▶ THE REQUEST
Find every line in the records below that holds the word "React", and copy each one.
## Begin EXCERPTED RECORDS
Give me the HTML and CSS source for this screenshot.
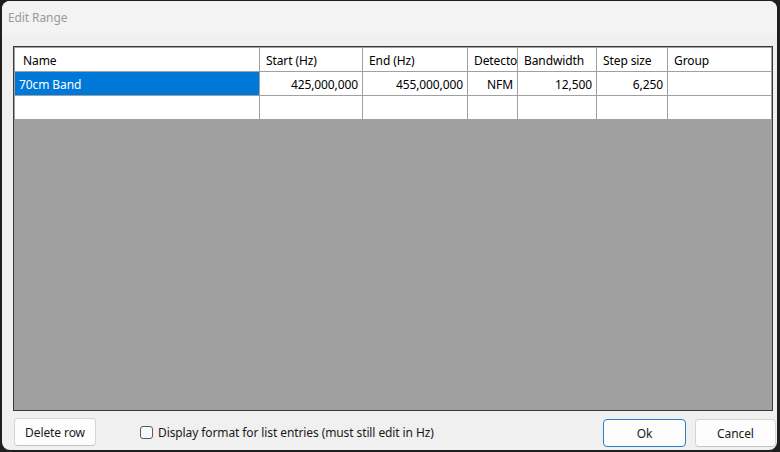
FILE: index.html
```html
<!DOCTYPE html>
<html lang="en">
<head>
<meta charset="utf-8">
<title>Edit Range</title>
<link rel="stylesheet" href="styles.css">
</head>
<body>
<div class="window">
  <div class="titlebar">Edit Range</div>
  <div class="content">
    <div class="grid">
      <div class="grid-inner">
        <div class="row header">
          <div class="cell first">Name</div>
          <div class="cell">Start (Hz)</div>
          <div class="cell">End (Hz)</div>
          <div class="cell">Detector</div>
          <div class="cell">Bandwidth</div>
          <div class="cell">Step size</div>
          <div class="cell last">Group</div>
        </div>
        <div class="row">
          <div class="cell selected">70cm Band</div>
          <div class="cell num">425,000,000</div>
          <div class="cell num">455,000,000</div>
          <div class="cell num">NFM</div>
          <div class="cell num">12,500</div>
          <div class="cell num">6,250</div>
          <div class="cell last"></div>
        </div>
        <div class="row">
          <div class="cell"></div>
          <div class="cell"></div>
          <div class="cell"></div>
          <div class="cell"></div>
          <div class="cell"></div>
          <div class="cell"></div>
          <div class="cell last"></div>
        </div>
        <div class="empty"></div>
      </div>
    </div>
    <div class="footer">
      <button class="btn delete">Delete row</button>
      <label class="check"><span class="box"></span>Display format for list entries (must still edit in Hz)</label>
      <div class="spacer"></div>
      <button class="btn ok">Ok</button>
      <button class="btn cancel">Cancel</button>
    </div>
  </div>
</div>
</body>
</html>
```

FILE: styles.css
```css
* { box-sizing: border-box; }
html, body {
  margin: 0;
  padding: 0;
  width: 780px;
  height: 452px;
  overflow: hidden;
  background: #1f1f1f;
  font-family: "Noto Sans", "Open Sans", sans-serif;
  font-size: 12px;
  letter-spacing: -0.1px;
  color: #000;
}
.window {
  margin: 1px 3px 0 2px;
  height: 449px;
  background: #f0f0f0;
  border-radius: 8px;
  display: flex;
  flex-direction: column;
  overflow: hidden;
}
.titlebar {
  height: 34px;
  line-height: 34px;
  padding-left: 6px;
  color: #9a9a9a;
  background: #f3f3f3;
}
.content {
  flex: 1;
  display: flex;
  flex-direction: column;
  padding: 11px 1px 0 11px;
}
.grid {
  height: 365px;
  width: 760px;
  border: 1px solid #3a3a3a;
}
.grid-inner {
  height: 100%;
  border: 1px solid #a0a0a0;
  display: flex;
  flex-direction: column;
  background: #a0a0a0;
}
.row {
  display: grid;
  grid-template-columns: 245px 103px 105px 50px 79px 71px 1fr;
  height: 24px;
  background: #fff;
}
.cell {
  border-right: 1px solid #a0a0a0;
  border-bottom: 1px solid #a0a0a0;
  padding: 2px 4px 0 4px;
  line-height: 21px;
  white-space: nowrap;
  overflow: hidden;
}
.header .cell { padding-left: 6px; }
.header .cell.first { padding-left: 8px; }
.cell.last { border-right: none; }
.cell.num { text-align: right; }
.cell.selected {
  background: #0078d7;
  color: #fff;
}
.empty { flex: 1; background: #a0a0a0; }
.footer {
  display: flex;
  align-items: center;
  margin-top: 7px;
  height: 28px;
}
.btn {
  font-family: inherit;
  font-size: 12px;
  letter-spacing: -0.1px;
  color: #1a1a1a;
  background: #fdfdfd;
  border: 1px solid #d5d5d5;
  border-bottom-color: #c4c4c4;
  border-radius: 4px;
  height: 28px;
  padding: 0;
}
.delete { width: 82px; margin-left: 1px; }
.check {
  display: flex;
  align-items: center;
  margin-left: 44px;
  color: #1a1a1a;
}
.box {
  width: 13px;
  height: 13px;
  border: 1px solid #5a5a5a;
  border-radius: 3px;
  background: #f8f8f8;
  margin-right: 5px;
}
.spacer { flex: 1; }
.ok {
  width: 83px;
  border-color: #2a7fd1;
  margin-top: 2px;
}
.cancel {
  width: 81px;
  margin-left: 9px;
  margin-top: 2px;
}
```
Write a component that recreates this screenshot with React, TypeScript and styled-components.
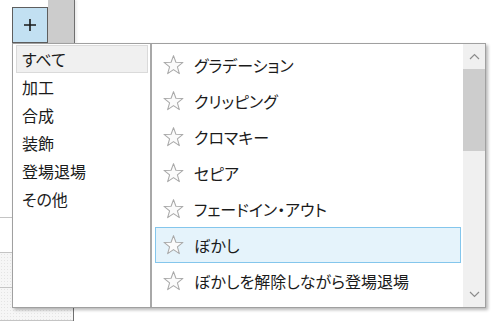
import React from "react";
import styled, { createGlobalStyle, css } from "styled-components";

const GlobalStyle = createGlobalStyle`
  html, body {
    margin: 0;
    padding: 0;
    background: #ffffff;
  }
  body {
    width: 500px;
    height: 321px;
    overflow: hidden;
    font-family: "Noto Sans CJK JP", "Noto Sans", sans-serif;
  }
`;

const Page = styled.div`
  position: relative;
  width: 500px;
  height: 321px;
  display: flex;
  flex-direction: column;
  background: #ffffff;
`;

const TopBar = styled.div`
  display: flex;
  align-items: flex-start;
  height: 43px;
  flex-shrink: 0;
`;

const AddButton = styled.div`
  box-sizing: border-box;
  margin: 7px 0 0 12px;
  width: 36px;
  height: 36px;
  display: flex;
  align-items: center;
  justify-content: center;
  background: #c2e0f2;
  border: 1px solid #5e5e5e;
`;

const GrayStrip = styled.div`
  box-sizing: border-box;
  width: 27px;
  height: 43px;
  background: #cccccc;
  border-right: 1px solid #6f6f6f;
  box-shadow: 2px 0 2px rgba(0, 0, 0, 0.08);
`;

const Body = styled.div`
  flex: 1;
  display: flex;
`;

const SideColumn = styled.div`
  box-sizing: border-box;
  width: 74px;
  display: flex;
  flex-direction: column;
  border-right: 1px solid #707070;
`;

const SideCell = styled.div<{ $h?: number; $dotted?: boolean }>`
  box-sizing: border-box;
  ${(p) => (p.$h ? `height: ${p.$h}px;` : "flex: 1;")}
  border-bottom: 1px solid #c4c4c4;
  background: #ffffff;
  ${(p) =>
    p.$dotted &&
    css`
      background-color: #f6f6f6;
      background-image: radial-gradient(#e4e4e4 0.6px, transparent 0.6px);
      background-size: 3px 3px;
    `}
`;

const Popup = styled.div`
  position: absolute;
  left: 12px;
  top: 43px;
  width: 474px;
  height: 265px;
  box-sizing: border-box;
  border: 1px solid #a0a0a0;
  background: #ffffff;
  box-shadow: 2px 2px 3px rgba(0, 0, 0, 0.28);
  display: flex;
`;

const CategoryPane = styled.div`
  box-sizing: border-box;
  width: 139px;
  flex-shrink: 0;
  padding: 1px 2px 0 3px;
  border-right: 2px solid #a8a8a8;
`;

const CategoryItem = styled.div<{ $selected?: boolean }>`
  box-sizing: border-box;
  height: 28px;
  line-height: 26px;
  padding-left: 5px;
  font-size: 16px;
  color: #1b1b1b;
  font-feature-settings: "palt";
  border: 1px solid ${(p) => (p.$selected ? "#dadada" : "transparent")};
  background: ${(p) => (p.$selected ? "#f0f0f0" : "transparent")};
`;

const EffectPane = styled.div`
  flex: 1;
  display: flex;
`;

const EffectList = styled.div`
  flex: 1;
  padding: 3px 2px 0 3px;
`;

const EffectRow = styled.div<{ $selected?: boolean }>`
  box-sizing: border-box;
  height: 36px;
  display: flex;
  align-items: center;
  gap: 10px;
  padding-left: 7px;
  font-size: 16px;
  color: #1b1b1b;
  font-feature-settings: "palt";
  white-space: nowrap;
  border: 1px solid ${(p) => (p.$selected ? "#84c6ec" : "transparent")};
  background: ${(p) => (p.$selected ? "#e5f3fb" : "transparent")};
`;

const ScrollBar = styled.div`
  width: 22px;
  flex-shrink: 0;
  display: flex;
  flex-direction: column;
  background: #f0f0f0;
`;

const ScrollArrow = styled.div`
  height: 25px;
  display: flex;
  align-items: center;
  justify-content: center;
`;

const ScrollThumb = styled.div`
  height: 82px;
  background: #cdcdcd;
`;

const ScrollTrack = styled.div`
  flex: 1;
`;

const Star = () => (
  <svg width="21" height="20" viewBox="0 0 20 19">
    <polygon
      points="10,0.6 12.29,6.84 19.03,7.06 13.71,11.21 15.58,17.69 10,13.9 4.42,17.69 6.29,11.21 0.97,7.06 7.71,6.84"
      fill="#fbfbfb"
      stroke="#a9a9a9"
      strokeWidth="1"
      strokeLinejoin="round"
    />
  </svg>
);

const Plus = () => (
  <svg width="14" height="14" viewBox="0 0 14 14">
    <path d="M7 1 V13 M1 7 H13" stroke="#1a1a1a" strokeWidth="1.6" />
  </svg>
);

const Chevron: React.FC<{ up?: boolean }> = ({ up }) => (
  <svg width="11" height="7" viewBox="0 0 11 7">
    <polyline
      points={up ? "1,6 5.5,1.5 10,6" : "1,1 5.5,5.5 10,1"}
      fill="none"
      stroke="#8c8c8c"
      strokeWidth="1.2"
    />
  </svg>
);

const categories = ["すべて", "加工", "合成", "装飾", "登場退場", "その他"];

const effects = [
  "グラデーション",
  "クリッピング",
  "クロマキー",
  "セピア",
  "フェードイン・アウト",
  "ぼかし",
  "ぼかしを解除しながら登場退場",
];

export default function App() {
  return (
    <>
      <GlobalStyle />
      <Page>
        <TopBar>
          <AddButton>
            <Plus />
          </AddButton>
          <GrayStrip />
        </TopBar>
        <Body>
          <SideColumn>
            <SideCell $h={175} />
            <SideCell $h={35} />
            <SideCell $h={35} $dotted />
            <SideCell $dotted />
          </SideColumn>
        </Body>
        <Popup>
          <CategoryPane>
            {categories.map((c, i) => (
              <CategoryItem key={c} $selected={i === 0}>
                {c}
              </CategoryItem>
            ))}
          </CategoryPane>
          <EffectPane>
            <EffectList>
              {effects.map((e) => (
                <EffectRow key={e} $selected={e === "ぼかし"}>
                  <Star />
                  {e}
                </EffectRow>
              ))}
            </EffectList>
            <ScrollBar>
              <ScrollArrow>
                <Chevron up />
              </ScrollArrow>
              <ScrollThumb />
              <ScrollTrack />
              <ScrollArrow>
                <Chevron />
              </ScrollArrow>
            </ScrollBar>
          </EffectPane>
        </Popup>
      </Page>
    </>
  );
}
## End EXCERPTED RECORDS
▶ COMPLETED EXERCISE
Write a component that recreates this screenshot with React, TypeScript and styled-components.
import React from "react";
const Chevron: React.FC<{ up?: boolean }> = ({ up }) => (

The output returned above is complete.